To satisfy new requirements, the U.S. Department of Labor has published an interim final rule that provides inflation adjustments to monetary penalties for violations of the Employee Retirement Income Security Act.
According to the agency, in 1990, the Federal Civil Monetary Penalties Inflation Adjustment Act required federal agencies to adjust civil monetary penalties for inflation; subsequent amendments enacted in 2015 updated those requirements, including one for “catch-up” adjustments through October of 2015.
The rule just issued by Labor Department provides those catch-up adjustments for penalties enforced by the various agencies in the Labor Department, including the Employee Benefits Security Administration. The catch-up adjustments apply to penalties assessed after Aug. 1, 2016, for violations that occurred after Nov. 2, 2015, the date of the 2015 Inflation Adjustment Act.

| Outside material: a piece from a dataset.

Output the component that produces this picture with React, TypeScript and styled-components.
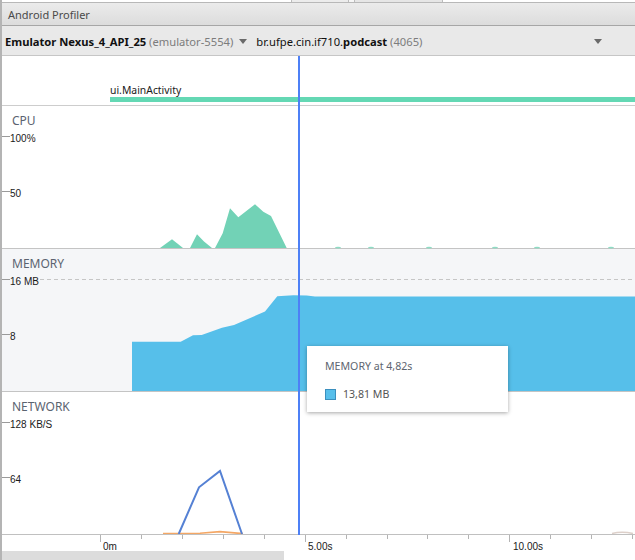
import React from 'react';
import styled, { createGlobalStyle } from 'styled-components';

const GlobalStyle = createGlobalStyle`
  html, body { margin: 0; padding: 0; background: #fff; }
  body {
    width: 635px; height: 560px; overflow: hidden;
    font-family: "Noto Sans", "Open Sans", sans-serif;
  }
`;

const UI_FONT = `"Noto Sans", "Open Sans", sans-serif`;
const CHART_FONT = `"Liberation Sans", Arial, sans-serif`;

const Window = styled.div`
  width: 635px;
  height: 560px;
  box-sizing: border-box;
  border-left: 2px solid #b4b4b4;
  display: flex;
  flex-direction: column;
  background: #fff;
  overflow: hidden;
`;

const TopStrip = styled.div`
  height: 2px;
  display: flex;
  background: #fff;
`;

const StripTab = styled.div<{ $w: number; $bg: string }>`
  width: ${(p) => p.$w}px;
  background: ${(p) => p.$bg};
  border-right: 1px solid #bcbcbc;
  flex: none;
`;

const TitleBar = styled.div`
  height: 22px;
  border-top: 1px solid #b8b8b8;
  border-bottom: 1px solid #a6a6a6;
  background: linear-gradient(#ebebeb, #dcdcdc);
  display: flex;
  align-items: center;
  padding-left: 6px;
  font-family: ${UI_FONT};
  font-size: 11px;
  color: #4a4a4a;
`;

const Toolbar = styled.div`
  height: 30px;
  box-sizing: border-box;
  border-bottom: 1px solid #c6c6c6;
  background: #e9e9e9;
  display: flex;
  align-items: center;
  padding: 1px 0 0 3px;
  font-family: ${UI_FONT};
  font-size: 11.2px;
  color: #111;
  white-space: nowrap;
`;

const Selector = styled.div<{ $last?: boolean }>`
  display: flex;
  align-items: center;
  gap: 6px;
  margin-right: ${(p) => (p.$last ? '0' : '9px')};
  flex: ${(p) => (p.$last ? '1' : 'none')};
`;

const Strong = styled.b`
  font-weight: 700;
  color: #111;
`;

const Muted = styled.span`
  color: #7c7c7c;
`;

const Caret = styled.span<{ $push?: boolean }>`
  width: 0;
  height: 0;
  border-left: 4px solid transparent;
  border-right: 4px solid transparent;
  border-top: 5px solid #6a6a6a;
  margin-left: ${(p) => (p.$push ? 'auto' : '0')};
  margin-right: ${(p) => (p.$push ? '33px' : '0')};
`;

const Main = styled.div`
  position: relative;
  display: flex;
  flex-direction: column;
`;

const EventRow = styled.div`
  height: 46px;
  border-bottom: 1px solid #cdcdcd;
  display: flex;
  flex-direction: column;
  justify-content: flex-end;
  padding: 0 0 3px 108px;
`;

const EventLabel = styled.div`
  font-family: ${UI_FONT};
  font-size: 10.4px;
  line-height: 14px;
  color: #1a1a1a;
`;

const EventBar = styled.div`
  height: 5px;
  background: #64d8b4;
`;

const Panel = styled.div<{ $bg: string; $border?: boolean }>`
  position: relative;
  height: 135px;
  background: ${(p) => p.$bg};
  border-bottom: ${(p) => (p.$border ? '1px solid #c4c4c4' : 'none')};
  padding: 7px 0 0 10px;
`;

const PanelTitle = styled.div`
  position: relative;
  z-index: 1;
  font-family: ${UI_FONT};
  font-size: 12px;
  line-height: 15px;
  color: #5b6370;
`;

const ChartSvg = styled.svg`
  position: absolute;
  left: 0;
  top: 0;
  width: 100%;
  height: 100%;
  overflow: visible;
`;

const YLabel = styled.div<{ $top: number; $bg: string }>`
  position: absolute;
  left: 8px;
  top: ${(p) => p.$top}px;
  padding-right: 1px;
  font-family: ${CHART_FONT};
  font-size: 10px;
  line-height: 12px;
  color: #1a1a1a;
  background: ${(p) => p.$bg};
  z-index: 1;
`;

const Cursor = styled.div`
  position: absolute;
  left: 296px;
  top: 0;
  bottom: -1px;
  width: 2px;
  background: #4d80f6;
  z-index: 2;
`;

const Tooltip = styled.div`
  position: absolute;
  left: 305px;
  top: 290px;
  width: 201px;
  height: 66px;
  box-sizing: border-box;
  background: #fff;
  box-shadow: 0 1px 4px rgba(0, 0, 0, 0.35);
  padding: 13px 0 0 18px;
  display: flex;
  flex-direction: column;
  gap: 14px;
  z-index: 3;
  font-family: ${UI_FONT};
  font-size: 10.6px;
  line-height: 14px;
  color: #5e6570;
`;

const LegendRow = styled.div`
  display: flex;
  align-items: center;
  gap: 7px;
  color: #555;
`;

const Swatch = styled.span`
  width: 11px;
  height: 11px;
  box-sizing: border-box;
  background: #57bfeb;
  border: 1px solid #3b8fbe;
`;

const Axis = styled.div`
  position: relative;
  height: 16px;
  border-top: 1px solid #c0c0c0;
`;

const AxisLabel = styled.div<{ $x: number }>`
  position: absolute;
  left: ${(p) => p.$x}px;
  top: 6px;
  font-family: ${CHART_FONT};
  font-size: 10px;
  line-height: 12px;
  color: #1a1a1a;
`;

const ScrollTrack = styled.div`
  height: 9px;
  display: flex;
`;

const ScrollThumb = styled.div`
  width: 282px;
  background: #dcdcdc;
`;

type Pt = [number, number];
const toPath = (pts: Pt[]) =>
  pts.map((p, i) => `${i ? 'L' : 'M'}${p[0]} ${p[1]}`).join(' ') + ' Z';
const toLine = (pts: Pt[]) =>
  pts.map((p, i) => `${i ? 'L' : 'M'}${p[0]} ${p[1]}`).join(' ');

const cpuShapes: Pt[][] = [
  [[160, 248], [172, 239.3], [183, 248]],
  [[190, 248], [197, 234.3], [204, 241.5], [212, 248]],
  [[215, 248], [222.7, 233.3], [230, 208.3], [238.3, 217.3], [255, 204.3], [263.3, 211.7], [271, 216], [286.7, 248]],
];
const cpuDots = [338, 371, 429, 495, 537, 611];

const memoryShape: Pt[] = [
  [132, 391], [132, 341.7], [180.7, 341.7], [193, 335.2], [201.7, 335], [222, 327.8],
  [234, 325], [265, 311.5], [277.3, 296.2], [293.3, 295.2], [306.7, 295.4],
  [315, 296.6], [640, 296.6], [640, 391],
];

const netBlue: Pt[] = [[178.7, 534], [199, 487.3], [220, 471], [242, 534]];
const netOrange: Pt[] = [[163, 533.6], [200, 533.2], [220, 531.6], [243, 533.6]];

const ticks = Array.from({ length: 14 }, (_, k) => 100 + 40.93 * k);

const YTicks: React.FC = () => (
  <g stroke="#9a9a9a" strokeWidth={1}>
    <line x1={0} x2={8} y1={30.5} y2={30.5} />
    <line x1={0} x2={8} y1={85.5} y2={85.5} />
  </g>
);

export default function App() {
  return (
    <>
      <GlobalStyle />
      <Window>
        <TopStrip>
          <StripTab $w={289} $bg="#ffffff" />
          <StripTab $w={56} $bg="#ececec" />
          <StripTab $w={5} $bg="#f6f6f6" />
          <StripTab $w={87} $bg="#e6e6e6" />
        </TopStrip>
        <TitleBar>Android Profiler</TitleBar>
        <Toolbar>
          <Selector>
            <span>
              <Strong>Emulator Nexus_4_API_25</Strong> <Muted>(emulator-5554)</Muted>
            </span>
            <Caret />
          </Selector>
          <Selector $last>
            <span>
              br.ufpe.cin.if710.<Strong>podcast</Strong> <Muted>(4065)</Muted>
            </span>
            <Caret $push />
          </Selector>
        </Toolbar>
        <Main>
          <EventRow>
            <EventLabel>ui.MainActivity</EventLabel>
            <EventBar />
          </EventRow>

          <Panel $bg="#ffffff" $border>
            <PanelTitle>CPU</PanelTitle>
            <ChartSvg>
              <YTicks />
              <g transform="translate(-2,-106)">
                {cpuShapes.map((s, i) => (
                  <path key={i} d={toPath(s)} fill="#72d2b6" />
                ))}
                {cpuDots.map((x) => (
                  <ellipse key={x} cx={x} cy={247.6} rx={3} ry={0.9} fill="#8fdcc4" />
                ))}
              </g>
            </ChartSvg>
            <YLabel $top={27} $bg="transparent">100%</YLabel>
            <YLabel $top={82} $bg="transparent">50</YLabel>
          </Panel>

          <Panel $bg="#f5f6f8" $border>
            <PanelTitle>MEMORY</PanelTitle>
            <ChartSvg>
              <YTicks />
              <line x1={38} x2={640} y1={30.5} y2={30.5} stroke="#c6c6c6" strokeDasharray="4 3" />
              <g transform="translate(-2,-249)">
                <path d={toPath(memoryShape)} fill="#56bfea" />
              </g>
            </ChartSvg>
            <YLabel $top={27} $bg="#f5f6f8">16 MB</YLabel>
            <YLabel $top={82} $bg="transparent">8</YLabel>
          </Panel>

          <Panel $bg="#ffffff">
            <PanelTitle>NETWORK</PanelTitle>
            <ChartSvg>
              <YTicks />
              <g transform="translate(-2,-392)">
                <path d={toLine(netOrange)} fill="none" stroke="#f4a765" strokeWidth={1.6} />
                <path d="M612 533.5 Q622 531 633 533.5" fill="none" stroke="#ddd0ca" strokeWidth={1.4} />
                <path d={toLine(netBlue)} fill="none" stroke="#5581d4" strokeWidth={2} strokeLinejoin="miter" />
              </g>
            </ChartSvg>
            <YLabel $top={27} $bg="transparent">128 KB/S</YLabel>
            <YLabel $top={82} $bg="transparent">64</YLabel>
          </Panel>

          <Cursor />
          <Tooltip>
            <div>MEMORY at 4,82s</div>
            <LegendRow>
              <Swatch />
              <span>13,81 MB</span>
            </LegendRow>
          </Tooltip>
        </Main>
        <Axis>
          <ChartSvg>
            <g transform="translate(-2,-535)" stroke="#b4b4b4" strokeWidth={1}>
              {ticks.map((x, i) => (
                <line
                  key={i}
                  x1={Math.round(x) + 0.5}
                  x2={Math.round(x) + 0.5}
                  y1={535}
                  y2={i % 5 === 0 ? 542 : 539}
                />
              ))}
            </g>
          </ChartSvg>
          <AxisLabel $x={101}>0m</AxisLabel>
          <AxisLabel $x={306}>5.00s</AxisLabel>
          <AxisLabel $x={511}>10.00s</AxisLabel>
        </Axis>
        <ScrollTrack>
          <ScrollThumb />
        </ScrollTrack>
      </Window>
    </>
  );
}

ERISA Title I violations that occurred on or before Nov. 2, 2015, and assessments made on or before Aug. 1, 2016, for violations occurring after Nov. 2, 2015, will continue to be subject to the civil monetary penalty amounts in the department’s existing regulations in 29 CFR part 2575, or as established by statute if the penalty amount was never adjusted by regulation.
Beginning in 2017, the Labor Department will adjust the new ERISA Title I penalty amounts annually for inflation no later than Jan. 15. For example, by Jan. 15, 2017, the Labor Department will adjust penalty amounts to reflect any increase in inflation from October 2015, to October 2016. The Employee Benefits Security Administrationwill post any changes to ERISA Title I penalty amounts on its website. Annual inflation adjustments are not subject to notice and rulemaking.
Those adjustments are quite a jump. Failure to furnish pension benefit statements, for instance, to former participants or beneficiaries will go from the current level of up to $11 per employee to up to $28 per employee, while failures to file annual reports will rise from the current penalty of up to $1,100 per day to up to $2,063 per day.
Not all the penalties have risen by such a large margin, but they will doubtless serve as incentive not to incur them.